Milwaukee Journal October 17, 1917

Monday, July 16, 2012

O, Olive.



I was looking through some archived newspapers for Olive Thomas and came across a few articles about her death. I actually learned a few new things from reading these, which is great! I learned her mother's name and the fact that she remarried after her first husband (Olive's father) died and also what Olive's last words were. Pretty cool stuff...
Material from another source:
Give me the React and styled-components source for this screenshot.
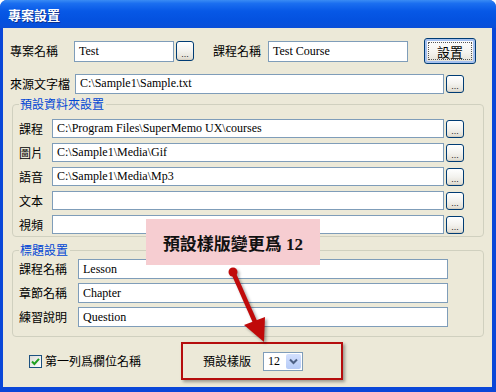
import React from "react"
import styled, { createGlobalStyle } from "styled-components"

const GlobalStyle = createGlobalStyle`
	html, body {
		margin: 0;
		padding: 0;
		background: #ffffff;
	}
	body {
		font-family: "Liberation Serif", "Noto Sans CJK TC", serif;
		font-size: 12px;
		color: #000;
	}
`

const uiFont = `"Liberation Serif", "Noto Sans CJK TC", serif`

const Window = styled.div`
	position: relative;
	width: 496px;
	height: 392px;
	box-sizing: border-box;
	display: flex;
	flex-direction: column;
	overflow: hidden;
	border-radius: 7px 7px 0 0;
	background: #0a47d8;
`

const TitleBar = styled.div`
	height: 28px;
	flex: none;
	display: flex;
	align-items: center;
	padding-left: 8px;
	background: linear-gradient(
		#3a8cf4 0%,
		#1b6ff0 12%,
		#0758e6 40%,
		#0452e0 70%,
		#0a4fd8 100%
	);
	color: #fff;
	font-family: "Noto Sans CJK TC", sans-serif;
	font-weight: 700;
	font-size: 13px;
	text-shadow: 1px 1px 0 #0b2f8f;
`

const Body = styled.div`
	flex: 1;
	margin: 0 4px 5px 3px;
	padding: 10px 0 0 7px;
	background: #ece9d8;
	display: flex;
	flex-direction: column;
`

const Row = styled.div`
	display: flex;
	align-items: center;
	height: ${p => p.h || 19}px;
	margin-top: ${p => p.mt || 0}px;
	flex: none;
`

const Label = styled.div`
	width: ${p => p.w}px;
	margin-left: ${p => p.ml || 0}px;
	flex: none;
	font-family: "Noto Sans CJK TC", sans-serif;
	font-size: 12px;
	line-height: 14px;
	white-space: nowrap;
`

const TextBox = styled.div`
	width: ${p => p.w}px;
	height: ${p => p.h || 19}px;
	box-sizing: border-box;
	flex: none;
	border: 1px solid #7f9db9;
	background: #fff;
	padding-left: 4px;
	display: flex;
	align-items: center;
	font-family: ${uiFont};
	font-size: 12px;
	white-space: nowrap;
	overflow: hidden;
`

const BrowseButton = styled.div`
	width: 18px;
	height: ${p => p.h || 18}px;
	margin-left: 2px;
	box-sizing: border-box;
	flex: none;
	border: 1px solid #003c74;
	border-radius: 3px;
	background: linear-gradient(#ffffff 0%, #f3f2ee 50%, #e3e0d6 90%, #d2cbbd 100%);
	display: flex;
	align-items: flex-end;
	justify-content: center;
	font-family: "Liberation Sans", sans-serif;
	font-size: 9px;
	line-height: 12px;
	color: #222;
`

const SetButton = styled.div`
	width: 52px;
	height: 26px;
	margin-left: 16px;
	box-sizing: border-box;
	flex: none;
	border: 1px solid #003c74;
	border-radius: 3px;
	background: linear-gradient(#ffffff 0%, #f4f3ef 55%, #e2dfd5 100%);
	box-shadow: inset 0 0 0 2px #a6c1ef;
	display: flex;
	align-items: center;
	justify-content: center;
	padding: 3px;
`

const FocusRing = styled.div`
	flex: 1;
	align-self: stretch;
	border: 1px dotted #555;
	display: flex;
	align-items: center;
	justify-content: center;
	font-family: "Noto Sans CJK TC", sans-serif;
	font-size: 13px;
`

const Group = styled.fieldset`
	margin: ${p => p.mt}px 0 0 2px;
	width: 472px;
	box-sizing: border-box;
	min-inline-size: 0;
	border: 1px solid #d0d0bf;
	border-radius: 4px;
	padding: ${p => p.pt}px 0 ${p => p.pb}px 6px;
	display: flex;
	flex-direction: column;
	gap: ${p => p.gap}px;
`

const Legend = styled.legend`
	padding: 0 2px 0 1px;
	color: #0046d5;
	font-family: "Noto Sans CJK TC", sans-serif;
	font-size: 12px;
	line-height: 14px;
`

const BottomRow = styled.div`
	display: flex;
	align-items: center;
	height: 38px;
	margin-top: 5px;
`

const CheckArea = styled.div`
	width: 171px;
	flex: none;
	display: flex;
	align-items: center;
	padding-left: 19px;
	box-sizing: border-box;
`

const CheckBox = styled.span`
	width: 13px;
	height: 13px;
	box-sizing: border-box;
	border: 1px solid #1c5180;
	background: linear-gradient(135deg, #dcdcd7, #ffffff);
	display: flex;
	align-items: center;
	justify-content: center;
	margin-right: 3px;
`

const HighlightBox = styled.div`
	width: 162px;
	height: 38px;
	box-sizing: border-box;
	border: 2px solid #b50d0d;
	box-shadow: 2px 2px 3px rgba(0, 0, 0, 0.35);
	display: flex;
	align-items: center;
	padding-left: 20px;
`

const Combo = styled.div`
	width: 40px;
	height: 19px;
	box-sizing: border-box;
	border: 1px solid #7f9db9;
	background: #fff;
	display: flex;
	align-items: center;
	justify-content: space-between;
	padding: 1px;
	font-family: ${uiFont};
	font-size: 12px;
`

const ComboValue = styled.span`
	padding-left: 3px;
`

const DropButton = styled.span`
	width: 15px;
	height: 15px;
	border-radius: 2px;
	background: linear-gradient(#d3e0fd, #b6cbf7);
	display: flex;
	align-items: center;
	justify-content: center;
`

const Callout = styled.div`
	position: absolute;
	left: 146px;
	top: 219px;
	width: 174px;
	height: 46px;
	background: #f6cdd1;
	display: flex;
	align-items: center;
	justify-content: center;
	font-family: "Liberation Serif", "Noto Sans CJK TC", serif;
	font-weight: 700;
	font-size: 17px;
	color: #111;
`

const ArrowLayer = styled.svg`
	position: absolute;
	left: 0;
	top: 0;
	pointer-events: none;
	filter: drop-shadow(2px 2px 1.5px rgba(0, 0, 0, 0.35));
`

const groupRows = [
	{ label: "課程", value: "C:\\Program Files\\SuperMemo UX\\courses" },
	{ label: "圖片", value: "C:\\Sample1\\Media\\Gif" },
	{ label: "語音", value: "C:\\Sample1\\Media\\Mp3" },
	{ label: "文本", value: "" },
	{ label: "視頻", value: "" },
]

const titleRows = [
	{ label: "課程名稱", value: "Lesson" },
	{ label: "章節名稱", value: "Chapter" },
	{ label: "練習說明", value: "Question" },
]

export default function App() {
	return (
		<>
			<GlobalStyle />
			<Window>
				<TitleBar>專案設置</TitleBar>
				<Body>
					<Row h={26}>
						<Label w={64}>專案名稱</Label>
						<TextBox w={100} h={21}>Test</TextBox>
						<BrowseButton h={20}>...</BrowseButton>
						<Label w={55} ml={19}>課程名稱</Label>
						<TextBox w={140} h={21}>Test Course</TextBox>
						<SetButton>
							<FocusRing>設置</FocusRing>
						</SetButton>
					</Row>
					<Row h={21} mt={9}>
						<Label w={65}>來源文字檔</Label>
						<TextBox w={369} h={20}>C:\Sample1\Sample.txt</TextBox>
						<BrowseButton>...</BrowseButton>
					</Row>

					<Group mt={3} pt={8} pb={2} gap={5}>
						<Legend>預設資料夾設置</Legend>
						{groupRows.map(r => (
							<Row key={r.label}>
								<Label w={33}>{r.label}</Label>
								<TextBox w={392}>{r.value}</TextBox>
								<BrowseButton>...</BrowseButton>
							</Row>
						))}
					</Group>

					<Group mt={6} pt={2} pb={9} gap={4}>
						<Legend>標題設置</Legend>
						{titleRows.map(r => (
							<Row key={r.label} h={20}>
								<Label w={59}>{r.label}</Label>
								<TextBox w={370} h={20}>{r.value}</TextBox>
							</Row>
						))}
					</Group>

					<BottomRow>
						<CheckArea>
							<CheckBox>
								<svg width="9" height="9" viewBox="0 0 9 9">
									<path d="M1 4.5 L3.4 7 L8 1.8" fill="none" stroke="#21a121" strokeWidth="2" />
								</svg>
							</CheckBox>
							<Label w={100}>第一列爲欄位名稱</Label>
						</CheckArea>
						<HighlightBox>
							<Label w={60}>預設樣版</Label>
							<Combo>
								<ComboValue>12</ComboValue>
								<DropButton>
									<svg width="9" height="7" viewBox="0 0 9 7">
										<path d="M1 1.5 L4.5 5 L8 1.5" fill="none" stroke="#4d6185" strokeWidth="2" />
									</svg>
								</DropButton>
							</Combo>
						</HighlightBox>
					</BottomRow>
				</Body>

				<Callout>預設樣版變更爲 12</Callout>
				<ArrowLayer width="496" height="392" viewBox="0 0 496 392">
					<circle cx="233" cy="272" r="4.5" fill="#c00a0a" />
					<line x1="233" y1="272" x2="255" y2="322" stroke="#c00a0a" strokeWidth="4.5" />
					<polygon points="244,325 265,317 264,342" fill="#c00a0a" />
				</ArrowLayer>
			</Window>
		</>
	)
}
"Olive Thomas died at 10:15 o'clock this morning in the American Hospital at Neuilly. She had been in a state of coma since yesterday evening and the end was without pain."  New York Times, September 11, 1920

"Investigation also is being made by the police of rumors of cocaine orgies intermingled with champagne dinners which lasted into the early hours of the morning, that have been afloat in the American colony..." 
New York Times, September 11, 1920

"Her rapid rise to fame and fortune in the theatrical world was due almost entirely to her unusual beauty, which led a friend to persuade her...and try her fortune in New York on the stage."
New York Times, September 11, 1920


"Miss Thomas was known to Broadway, New York, as the 'girl with a thousand sweethearts.'"
The Milwaukee Journal, September 11, 1920

"...Dr. Joseph Choate, the American physician who had charge of the case at the American Hospital was quoted as saying that the fatal solution contained 12 grams of the poison, enough to kill 25 men. The prompt action of Jack Pickford in giving her an emetic saved her from immediate death, but the end was inevitable."
Providence News, September 11, 1920

"...her last words, uttered in the midst of both mental and physical agony, were a self-reproachful 'This is what Paris has done for me.'"
The Pittsburgh Press, September 13, 1920


"'Olive and myself were the greatest pals on Earth and her death was a ghastly mistake,' declared the young husband [Jack Pickford], who is no more than a boy. 'We had both cancelled our work in America to take a belated honeymoon. We were the happiest couple on the ship coming over from New York. She gave a birthday party for me on board. When she arrived in Paris, Olive's only thought was to buy some dresses and get back home to complete her picture contract. Then she planned to settle down for quiet home life and to care for our babies, if any came.'"
Pittsburgh Press, September 13, 1920

"The tragic influence of Olive Thomas' death in Paris provided the motive for the suicide of Miss Anna Daly, who took Vernol at the Hotel Seville on Saturday night, the police declared today after an investigation. Miss Daly and Miss Thomas had been friends from childhood. Both were born at McKees Rocks, near Pittsburgh, and spent their girlhood there. They attended the same school and worked in the same store. Miss Daly is the second woman friend of Olive Thomas to take her life since the noted film actress died in Paris. Both took poison."
Pittsburgh Press, September 21, 1920


"'I was in Paris at the time of Miss Thomas' death,' Mr. [Owen] Moore said. 'All stories about drinking and wild parties are wrong. We had parties together all of us, of course, and we had things to drink, naturally, but there was no such thing as carousing. Olive Thomas did not commit suicide. It was her intent to take one of the many tonics that had been prescribed for her run down condition when she took the bichloride of mercury. Miss Thomas wanted to live and begged the doctors not to let her die. She felt particularly that her family was dependent upon her. She always spoke tenderly of her husband and there was not a quarrel between them. Jack Pickford is going to California soon but will not take part in any film presentation for some time.'"
The Milwaukee Journal, September 26, 1920

"The estate of Olive Thomas Pickford, film star and wife of Jack Pickford, who died by poison in Paris on September 10, 1920, was appraised yesterday at $37,094 gross and $27,644 net, all of which goes to her mother, Mrs. Lourene VanKirk of St. Louis. The report shows that her husband paid all the funeral expenses. Her property included $8,000 as the value of two autos, and the remainder consisted chiefly of jewelry and clothing."